Le programme “zéro accident” comprend des formations-actions d’une demi-journée au maximum sur des problèmes donnés de port d’EPI, de bruit, d’ergonomie au poste, etc. Il inclut un plan d’action spécifique sur la protection des mains et sur les risques de manutention mécanique, qui constituent les deux principales sources d’accidentologie à Ornans. Mais son “joyau” est incontestablement l’École EHS. Cet espace a été aménagé courant 2015 dans une partie des locaux de l’école interne des métiers. Il présente les enjeux de prévention sécurité de façon ludique, mais avec un contenu parfaitement sérieux, adapté aux caractéristiques du site. Ainsi, une place importante est laissée au présentoir qui rappelle le bon type de gant à enfiler au bon moment : anticoupure, antichaleur, antisalissures, etc.

Pour sensibiliser aux risques liés aux manutentions mécaniques, le salarié est, par exemple, invité à répondre par oui ou par non si tel anneau de levage est bien conforme aux règles de sécurité. Ce type de “devinette” est aussi proposé pour les outils manuels courants, source potentielle de TMS. Un autre panneau propose de trouver les 20 situations à risque d’un atelier. Il est complété, de façon plus classique, par des photos et des vidéos de situations dangereuses (mélange de déchets, croisement entre piéton et chariot élévateur, mauvais rangement à l’origine de chute ou de blessure…). Un panneau voisin propose le même exercice pour les bureaux. La reproduction en réel d’un poste de travail permet d’ailleurs aux personnels administratifs de vérifier si leur position spontanée est ergonomique ou pas.

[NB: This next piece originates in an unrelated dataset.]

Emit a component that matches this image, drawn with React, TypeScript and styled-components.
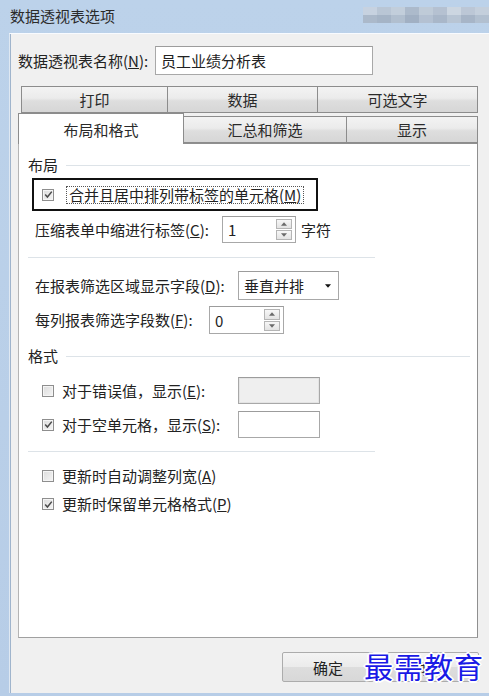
import React from "react";
import styled, { createGlobalStyle } from "styled-components";

const GlobalStyle = createGlobalStyle`
  html, body { margin: 0; padding: 0; }
  body {
    width: 489px;
    height: 696px;
    overflow: hidden;
    font-family: "Noto Sans CJK SC", "Noto Sans", sans-serif;
    color: #222;
  }
`;

const Frame = styled.div`
  position: relative;
  width: 489px;
  height: 696px;
  display: flex;
  flex-direction: column;
  background: linear-gradient(180deg, #bcd2ea 0%, #b7cde7 100%);
  overflow: hidden;
`;

const TitleBar = styled.div`
  height: 33px;
  display: flex;
  align-items: center;
  justify-content: space-between;
  padding-left: 10px;
  font-size: 15px;
  color: #2b2b2b;
  flex-shrink: 0;
`;

const TitleText = styled.span`
  line-height: 1;
  margin-top: -2px;
`;

const Blur = styled.div`
  display: grid;
  grid-template-columns: repeat(9, 14px);
  grid-template-rows: 8px 8px;
  margin-top: -4px;
  opacity: 0.85;
`;

const BlurCell = styled.div<{ $c: string }>`
  background: ${(p) => p.$c};
`;

const Body = styled.div`
  flex: 1;
  margin-left: 9px;
  margin-bottom: 3px;
  background: #f0f0f0;
  border-top: 1px solid #f8fbff;
  border-left: 1px solid #dfe8f2;
  box-shadow: inset 1px 0 0 #9fb4cc;
  display: flex;
  flex-direction: column;
  padding: 12px 10px 11px 8px;
`;

const NameRow = styled.div`
  display: flex;
  align-items: center;
  height: 29px;
`;

const Label = styled.span<{ $w?: number }>`
  font-size: 15px;
  line-height: 20px;
  white-space: nowrap;
  ${(p) => (p.$w ? `width: ${p.$w}px; flex-shrink: 0;` : "")}
`;

const U = styled.span`
  text-decoration: underline;
`;

const TextBox = styled.div<{ $w: number; $h: number; $disabled?: boolean }>`
  width: ${(p) => p.$w}px;
  height: ${(p) => p.$h}px;
  box-sizing: border-box;
  border: 1px solid #a8a8a8;
  border-top-color: #9c9c9c;
  background: ${(p) => (p.$disabled ? "#efefef" : "#fff")};
  box-shadow: ${(p) => (p.$disabled ? "inset 0 0 0 1px #e4e4e4" : "none")};
  display: flex;
  align-items: center;
  padding-left: 5px;
  font-size: 15px;
  position: relative;
`;

const TabStrip = styled.div`
  margin-top: 11px;
  display: flex;
  flex-direction: column;
  width: 460px;
`;

const TabRow = styled.div<{ $offset: number }>`
  display: flex;
  align-items: flex-end;
  margin-left: ${(p) => p.$offset}px;
  height: ${(p) => (p.$offset ? 27 : 30)}px;
`;

const Tab = styled.div<{ $w: number; $active?: boolean }>`
  width: ${(p) => p.$w}px;
  height: ${(p) => (p.$active ? 31 : 27)}px;
  box-sizing: border-box;
  flex-shrink: 0;
  display: flex;
  align-items: center;
  justify-content: center;
  font-size: 15px;
  color: #2a2a2a;
  border: 1px solid #8c8c8c;
  border-left-width: ${(p) => (p.$active ? 1 : 0)}px;
  border-bottom: ${(p) => (p.$active ? "none" : "1px solid #8c8c8c")};
  background: ${(p) =>
    p.$active
      ? "#ffffff"
      : "linear-gradient(180deg, #f3f3f3 0%, #ebebeb 45%, #dedede 55%, #d6d6d6 100%)"};
  position: relative;
  z-index: ${(p) => (p.$active ? 2 : 1)};
  margin-bottom: ${(p) => (p.$active ? -1 : 0)}px;
  &:first-child {
    border-left-width: 1px;
  }
`;

const Panel = styled.div`
  flex: 1;
  width: 460px;
  box-sizing: border-box;
  background: #fff;
  border: 1px solid #8f8f8f;
  border-bottom-color: #a0a0a0;
  border-left-color: #b4b4b4;
  padding: 11px 7px 0 9px;
  display: flex;
  flex-direction: column;
`;

const SectionHeader = styled.div<{ $mt: number }>`
  display: flex;
  align-items: center;
  gap: 8px;
  height: 18px;
  margin-top: ${(p) => p.$mt}px;
`;

const Rule = styled.div`
  flex: 1;
  height: 1px;
  background: #dde3e8;
`;

const Separator = styled.div<{ $mt: number }>`
  width: 347px;
  height: 1px;
  background: #dde3e8;
  margin-top: ${(p) => p.$mt}px;
`;

const Highlight = styled.div`
  margin-top: 4px;
  margin-left: 4px;
  width: 286px;
  height: 33px;
  box-sizing: border-box;
  border: 2px solid #111;
  display: flex;
  align-items: center;
  padding-left: 8px;
  gap: 4px;
`;

const FocusText = styled.span`
  font-size: 15px;
  line-height: 16px;
  padding: 0 2px;
  border: 1px dotted #555;
  white-space: nowrap;
`;

const Row = styled.div<{ $mt: number; $h: number; $pl: number }>`
  display: flex;
  align-items: center;
  margin-top: ${(p) => p.$mt}px;
  height: ${(p) => p.$h}px;
  padding-left: ${(p) => p.$pl}px;
`;

const CheckBox = styled.div`
  width: 12px;
  height: 12px;
  box-sizing: border-box;
  border: 1px solid #8e8e8e;
  background: linear-gradient(135deg, #dcdcdc 0%, #f4f4f4 100%);
  box-shadow: inset 0 0 0 1px #f5f5f5;
  display: flex;
  align-items: center;
  justify-content: center;
  flex-shrink: 0;
  margin-right: 8px;
`;

const SpinWrap = styled.div`
  position: absolute;
  right: 3px;
  top: 2px;
  bottom: 2px;
  width: 16px;
  display: flex;
  flex-direction: column;
  gap: 1px;
`;

const SpinBtn = styled.div`
  flex: 1;
  box-sizing: border-box;
  border: 1px solid #b5b5b5;
  background: linear-gradient(180deg, #f7f7f7, #e3e3e3);
  display: flex;
  align-items: center;
  justify-content: center;
`;

const DropBtn = styled.div`
  position: absolute;
  right: 1px;
  top: 1px;
  bottom: 1px;
  width: 19px;
  display: flex;
  align-items: center;
  justify-content: center;
`;

const Suffix = styled.span`
  font-size: 15px;
  margin-left: 5px;
`;

const ButtonBar = styled.div`
  display: flex;
  justify-content: flex-end;
  gap: 13px;
  margin-top: 14px;
`;

const Button = styled.div`
  width: 92px;
  height: 30px;
  box-sizing: border-box;
  border: 1px solid #acacac;
  border-radius: 2px;
  background: linear-gradient(180deg, #f4f4f4 0%, #ebebeb 50%, #dddddd 51%, #d8d8d8 100%);
  display: flex;
  align-items: center;
  justify-content: center;
  font-size: 15px;
  color: #222;
`;

const Watermark = styled.div`
  position: absolute;
  left: 364px;
  top: 646px;
  font-size: 29px;
  line-height: 40px;
  letter-spacing: 1px;
  color: #1a1ae6;
  font-family: "Noto Sans CJK SC", sans-serif;
  font-weight: 400;
  text-shadow: -1px -1px 0 #fff, 1px -1px 0 #fff, -1px 1px 0 #fff, 1px 1px 0 #fff,
    0 2px 0 #fff, 0 -2px 0 #fff, 2px 0 0 #fff, -2px 0 0 #fff;
`;

const Check = () => (
  <svg width="9" height="9" viewBox="0 0 9 9">
    <path d="M1.2 4.6 L3.4 7 L7.8 1.6" fill="none" stroke="#4a4a4a" strokeWidth="1.5" />
  </svg>
);

const Tri = ({ up, size = 5, color = "#6a6a6a" }: { up?: boolean; size?: number; color?: string }) => (
  <svg width={size + 2} height={size} viewBox="0 0 7 4">
    <path d={up ? "M0 4 L3.5 0 L7 4 Z" : "M0 0 L3.5 4 L7 0 Z"} fill={color} />
  </svg>
);

const Spin = () => (
  <SpinWrap>
    <SpinBtn>
      <Tri up size={4} />
    </SpinBtn>
    <SpinBtn>
      <Tri size={4} />
    </SpinBtn>
  </SpinWrap>
);

const blurColors = [
  "#c9d3df", "#b9c4d2", "#c4ced9", "#aab6c6", "#c0cad6", "#b4bfcd", "#cfd7e0", "#bcc6d3", "#c6cfda",
  "#a9b5c5", "#a2afc0", "#b0bccb", "#9dabbd", "#b3bfce", "#a6b3c4", "#b8c3d1", "#a4b1c2", "#b1bdcc",
];

export default function App() {
  return (
    <>
      <GlobalStyle />
      <Frame>
        <TitleBar>
          <TitleText>数据透视表选项</TitleText>
          <Blur>
            {blurColors.map((c, i) => (
              <BlurCell key={i} $c={c} />
            ))}
          </Blur>
        </TitleBar>
        <Body>
          <NameRow>
            <Label $w={137}>
              数据透视表名称(<U>N</U>):
            </Label>
            <TextBox $w={218} $h={29}>
              员工业绩分析表
            </TextBox>
          </NameRow>

          <TabStrip>
            <TabRow $offset={3}>
              <Tab $w={147}>打印</Tab>
              <Tab $w={150}>数据</Tab>
              <Tab $w={160}>可选文字</Tab>
            </TabRow>
            <TabRow $offset={0}>
              <Tab $w={166} $active>
                布局和格式
              </Tab>
              <Tab $w={163}>汇总和筛选</Tab>
              <Tab $w={131}>显示</Tab>
            </TabRow>
          </TabStrip>

          <Panel>
            <SectionHeader $mt={1}>
              <Label>布局</Label>
              <Rule />
            </SectionHeader>

            <Highlight>
              <CheckBox>
                <Check />
              </CheckBox>
              <FocusText>
                合并且居中排列带标签的单元格(<U>M</U>)
              </FocusText>
            </Highlight>

            <Row $mt={5} $h={27} $pl={7}>
              <Label $w={187}>
                压缩表单中缩进行标签(<U>C</U>):
              </Label>
              <TextBox $w={74} $h={27}>
                1
                <Spin />
              </TextBox>
              <Suffix>字符</Suffix>
            </Row>

            <Separator $mt={14} />

            <Row $mt={13} $h={29} $pl={7}>
              <Label $w={203}>
                在报表筛选区域显示字段(<U>D</U>):
              </Label>
              <TextBox $w={101} $h={29}>
                垂直并排
                <DropBtn>
                  <Tri size={4} color="#111" />
                </DropBtn>
              </TextBox>
            </Row>

            <Row $mt={6} $h={28} $pl={7}>
              <Label $w={174}>
                每列报表筛选字段数(<U>F</U>):
              </Label>
              <TextBox $w={75} $h={28}>
                0
                <Spin />
              </TextBox>
            </Row>

            <SectionHeader $mt={13}>
              <Label>格式</Label>
              <Rule />
            </SectionHeader>

            <Row $mt={12} $h={27} $pl={14}>
              <CheckBox />
              <Label $w={176}>
                对于错误值，显示(<U>E</U>):
              </Label>
              <TextBox $w={82} $h={27} $disabled />
            </Row>

            <Row $mt={7} $h={27} $pl={14}>
              <CheckBox>
                <Check />
              </CheckBox>
              <Label $w={176}>
                对于空单元格，显示(<U>S</U>):
              </Label>
              <TextBox $w={82} $h={27} />
            </Row>

            <Separator $mt={13} />

            <Row $mt={14} $h={20} $pl={14}>
              <CheckBox />
              <Label>
                更新时自动调整列宽(<U>A</U>)
              </Label>
            </Row>

            <Row $mt={8} $h={20} $pl={14}>
              <CheckBox>
                <Check />
              </CheckBox>
              <Label>
                更新时保留单元格格式(<U>P</U>)
              </Label>
            </Row>
          </Panel>

          <ButtonBar>
            <Button>确定</Button>
            <Button>取消</Button>
          </ButtonBar>
        </Body>
        <Watermark>最需教育</Watermark>
      </Frame>
    </>
  );
}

Depuis la mise en place de l’école EHS, le taux de fréquence d’Alstom Ornans est tombé d’abord à 2, puis à zéro. Ce n’est probablement pas un simple hasard : « Il y a de vraies améliorations et les idées des salariés ont été prises en compte. Mais le sujet de la santé-sécurité reste un chantier permanent. Aujourd’hui, nous abordons le thème des risques psychosociaux », relève Didier Marguier, secrétaire du CHSCT.